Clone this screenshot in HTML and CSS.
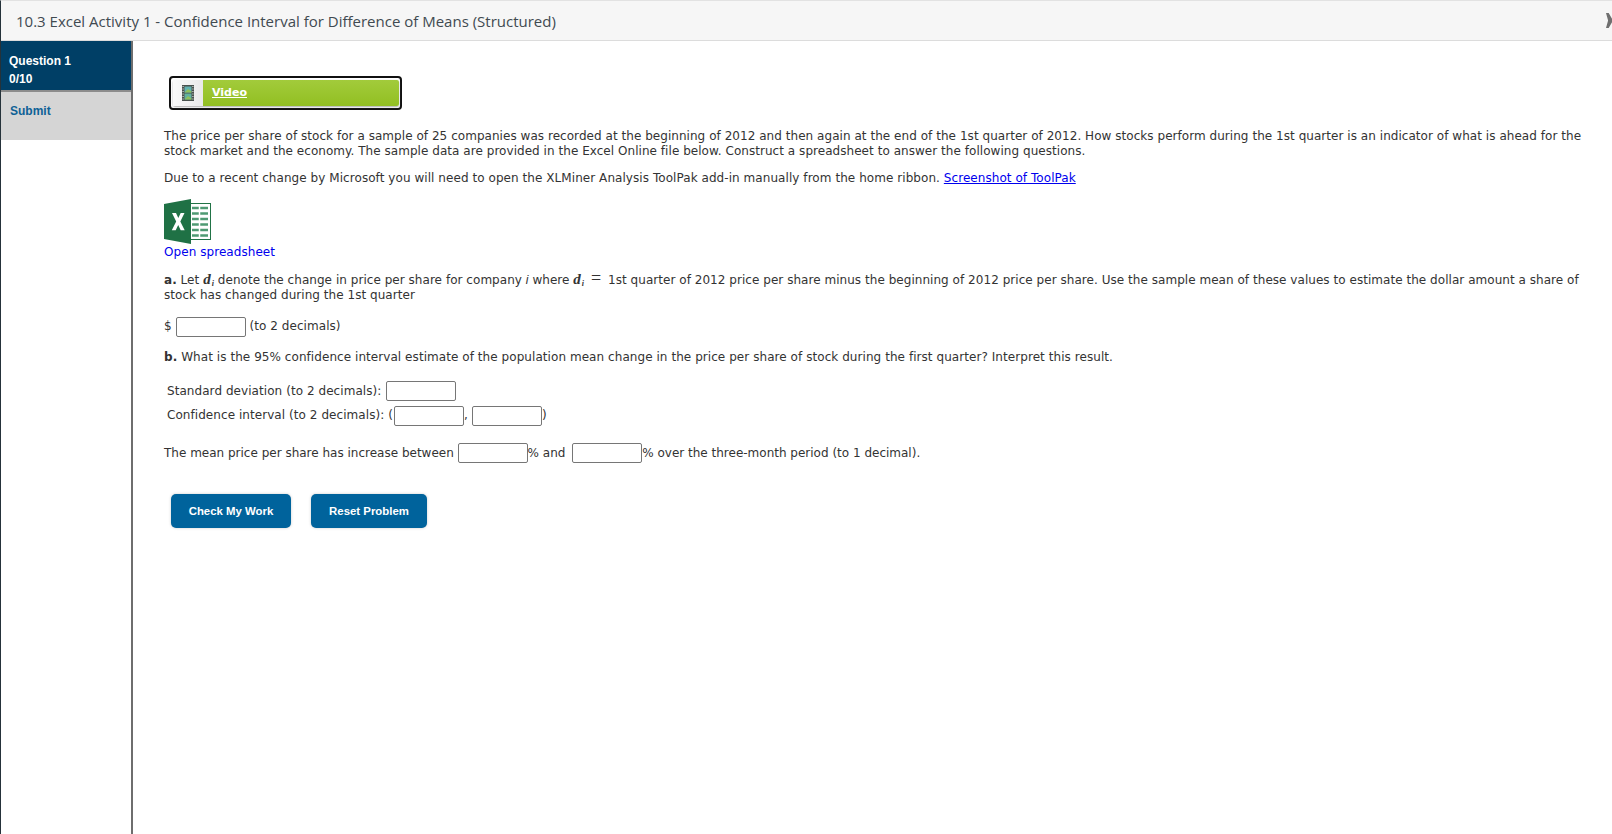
FILE: index.html
```html
<!DOCTYPE html>
<html lang="en">
<head>
<meta charset="utf-8">
<title>10.3 Excel Activity 1</title>
<link rel="stylesheet" href="styles.css">
</head>
<body>
<div class="frame">
  <header class="topbar">
    <h1 class="title">10.3 Excel Activity 1 - Confidence Interval for Difference of Means (Structured)</h1>
    <span class="close-mark"></span>
  </header>
  <div class="body-row">
    <aside class="sidebar">
      <div class="question-tab">Question 1<br>0/10</div>
      <div class="submit-tab">Submit</div>
    </aside>
    <main class="content">
      <div class="video-box">
        <div class="video-inner">
          <span class="video-icon">
            <svg width="12" height="16" viewBox="0 0 12 16">
              <rect x="0" y="0" width="12" height="16" fill="#4a524e"/>
              <rect x="2.500" y="1.500" width="7" height="6" fill="#62b2b0"/>
              <rect x="2.500" y="8.500" width="7" height="6" fill="#62b2a0"/>
              <path d="M2.500 7.500 L6 4 L9.500 6.500 V7.500 Z M2.500 14.500 L6 11 L9.500 13.500 V14.500 Z" fill="#8fc25b"/>
              <path d="M.5 1.500h1.200M.5 4h1.200M.5 6.500h1.200M.5 9h1.200M.5 11.500h1.200M.5 14h1.200M10.300 1.500h1.200M10.300 4h1.200M10.300 6.500h1.200M10.300 9h1.200M10.300 11.500h1.200M10.300 14h1.200" stroke="#d0d4d0" stroke-width="1.100"/>
            </svg>
          </span>
          <a class="video-link" href="#">Video</a>
        </div>
      </div>
      <p class="para intro">The price per share of stock for a sample of 25 companies was recorded at the beginning of 2012 and then again at the end of the 1st quarter of 2012. How stocks perform during the 1st quarter is an indicator of what is ahead for the stock market and the economy. The sample data are provided in the Excel Online file below. Construct a spreadsheet to answer the following questions.</p>
      <p class="para notice">Due to a recent change by Microsoft you will need to open the XLMiner Analysis ToolPak add-in manually from the home ribbon. <a class="link-underline" href="#">Screenshot of ToolPak</a></p>
      <div class="excel-icon">
        <svg width="47" height="45" viewBox="0 0 47 45">
          <rect x="26" y="4.500" width="20.500" height="36" fill="#fff" stroke="#217346" stroke-width="1"/>
          <path d="M28 9h16M28 14.500h16M28 20h16M28 25.500h16M28 31h16M28 36.500h16" stroke="#4f9a73" stroke-width="2.400"/>
          <path d="M35.500 7v31" stroke="#fff" stroke-width="1.500"/>
          <path d="M0 5 L27 0 V45 L0 40 Z" fill="#1f7145"/>
          <path d="M8 14h4l2.300 5 2.400-5h3.800l-4.200 8.500 4.400 8.800h-4l-2.500-5.400-2.500 5.400H7.800l4.400-8.800Z" fill="#fff"/>
        </svg>
      </div>
      <a class="open-sheet" href="#">Open spreadsheet</a>
      <p class="para part-a"><b>a.</b> Let <span class="math"><i>d</i><sub>i</sub></span> denote the change in price per share for company <i class="slim">i</i> where <span class="math"><i>d</i><sub>i</sub></span> <span class="equals">=</span> 1st quarter of 2012 price per share minus the beginning of 2012 price per share. Use the sample mean of these values to estimate the dollar amount a share of stock has changed during the 1st quarter</p>
      <div class="answer-row">$ <input class="answer" type="text" aria-label="Change"> (to 2 decimals)</div>
      <p class="para part-b"><b>b.</b> What is the 95% confidence interval estimate of the population mean change in the price per share of stock during the first quarter? Interpret this result.</p>
      <div class="stat-row first">Standard deviation (to 2 decimals): <input class="answer stat-input" type="text" aria-label="Standard deviation"></div>
      <div class="stat-row">Confidence interval (to 2 decimals): (<input class="answer stat-input" type="text" aria-label="Lower"><span class="comma">,</span><input class="answer" type="text" aria-label="Upper">)</div>
      <div class="mean-row">The mean price per share has increase between <input class="answer" type="text" aria-label="From">% and <input class="answer second" type="text" aria-label="To">% over the three-month period (to 1 decimal).</div>
      <div class="actions">
        <button class="action check" type="button">Check My Work</button>
        <button class="action reset" type="button">Reset Problem</button>
      </div>
    </main>
  </div>
</div>
</body>
</html>
```
FILE: styles.css
```css
* { box-sizing: border-box; }
html, body { margin: 0; height: 100%; }
body {
  background: #fff;
  color: #333;
  font-family: "DejaVu Sans", Verdana, sans-serif;
  font-size: 12px;
  letter-spacing: 0.06px;
  overflow: hidden;
}
.frame {
  height: 834px;
  display: flex;
  flex-direction: column;
  border-left: 1px solid #25323a;
  border-top: 1px solid #e2e2e2;
}
.topbar {
  height: 40px;
  flex: none;
  background: #f6f6f6;
  border-bottom: 1px solid #dcdcdc;
  display: flex;
  align-items: center;
  justify-content: space-between;
  padding-left: 15px;
}
.title {
  margin: 0;
  font: 400 15px/20px "Open Sans", sans-serif;
  letter-spacing: 0;
  color: #414a51;
}
.close-mark {
  width: 6px;
  height: 15px;
  background: #6f6f6f;
  clip-path: polygon(0 0, 45% 0, 100% 38%, 100% 62%, 45% 100%, 0 100%, 35% 50%);
}
.body-row { flex: 1; display: flex; min-height: 0; }
.sidebar {
  width: 132px;
  flex: none;
  border-right: 2px solid #6e6e6e;
  font: 700 12px/18px "Liberation Sans", Arial, sans-serif;
  letter-spacing: 0;
}
.question-tab {
  height: 49px;
  background: #003f66;
  color: #fff;
  padding: 11px 0 0 8px;
}
.submit-tab {
  height: 50px;
  background: #d5d5d5;
  border-top: 2px solid #8c8c8c;
  color: #0e6196;
  padding: 10px 0 0 9px;
}
.content { flex: 1; padding: 35px 20px 0 31px; min-width: 0; }
.video-box {
  width: 233px;
  height: 34px;
  margin-left: 5px;
  border: 2px solid #111;
  border-radius: 4px;
  padding: 2px 1px 2px 2px;
  background: #fff;
}
.video-inner {
  height: 26px;
  display: flex;
  align-items: stretch;
  background: linear-gradient(#a2cb3b, #92bf22);
  border-radius: 2px;
  box-shadow: 0 1px 2px #aaa;
}
.video-icon {
  width: 30px;
  flex: none;
  display: flex;
  align-items: center;
  justify-content: center;
  background: linear-gradient(90deg, #fafafa, #e9e9e9);
}
.video-link {
  margin-left: 9px;
  line-height: 25px;
  color: #fff;
  font-weight: 700;
  font-size: 11px;
  letter-spacing: 0;
}
.para { margin: 0; line-height: 15px; }
.intro { margin-top: 19px; letter-spacing: 0.043px; }
.notice { margin-top: 12px; }
.link-underline { color: #00e; }
.excel-icon { margin-top: 13px; height: 45px; line-height: 0; }
.open-sheet {
  display: block;
  margin-top: 0;
  line-height: 16px;
  color: #00e;
  text-decoration: none;
}
.part-a { margin-top: 13px; letter-spacing: 0.04px; }
.math { font-family: "Liberation Serif", serif; font-size: 15px; font-weight: 700; line-height: 0; }
.math sub { font-size: 8px; font-style: italic; line-height: 0; margin-left: 1px; vertical-align: -2px; }
.slim { font-family: "Liberation Sans", sans-serif; }
.equals { font-family: "Liberation Serif", serif; font-size: 18px; line-height: 0; margin: 0 3px; }
.answer {
  width: 70px;
  height: 20px;
  margin: 0;
  padding: 0;
  border: 1px solid #767676;
  border-radius: 2px;
  background: #fff;
  vertical-align: middle;
}
.stat-input { margin-left: 1px; }
.second { margin-left: 3px; }
.answer-row { margin-top: 13px; line-height: 20px; }
.part-b { margin-top: 13px; }
.stat-row { margin-left: 3px; line-height: 20px; margin-top: 4px; }
.stat-row.first { margin-top: 16px; }
.comma { display: inline-block; width: 8px; }
.mean-row { margin-top: 17px; line-height: 20px; letter-spacing: 0; }
.actions { display: flex; gap: 20px; margin: 31px 0 0 7px; }
.action {
  height: 34px;
  border: 0;
  border-radius: 5px;
  background: #00639c;
  color: #fff;
  font: 700 11.4px "Liberation Sans", Arial, sans-serif;
  box-shadow: 0 0 3px #ccc;
}
.check { width: 120px; }
.reset { width: 116px; }
```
========================================================================
[SET EXERCISE] Read the data above. Pull out each line in which the string "this" appears.

[PROBLEM SOLUTION]
Clone this screenshot in HTML and CSS.
      <p class="para part-b"><b>b.</b> What is the 95% confidence interval estimate of the population mean change in the price per share of stock during the first quarter? Interpret this result.</p>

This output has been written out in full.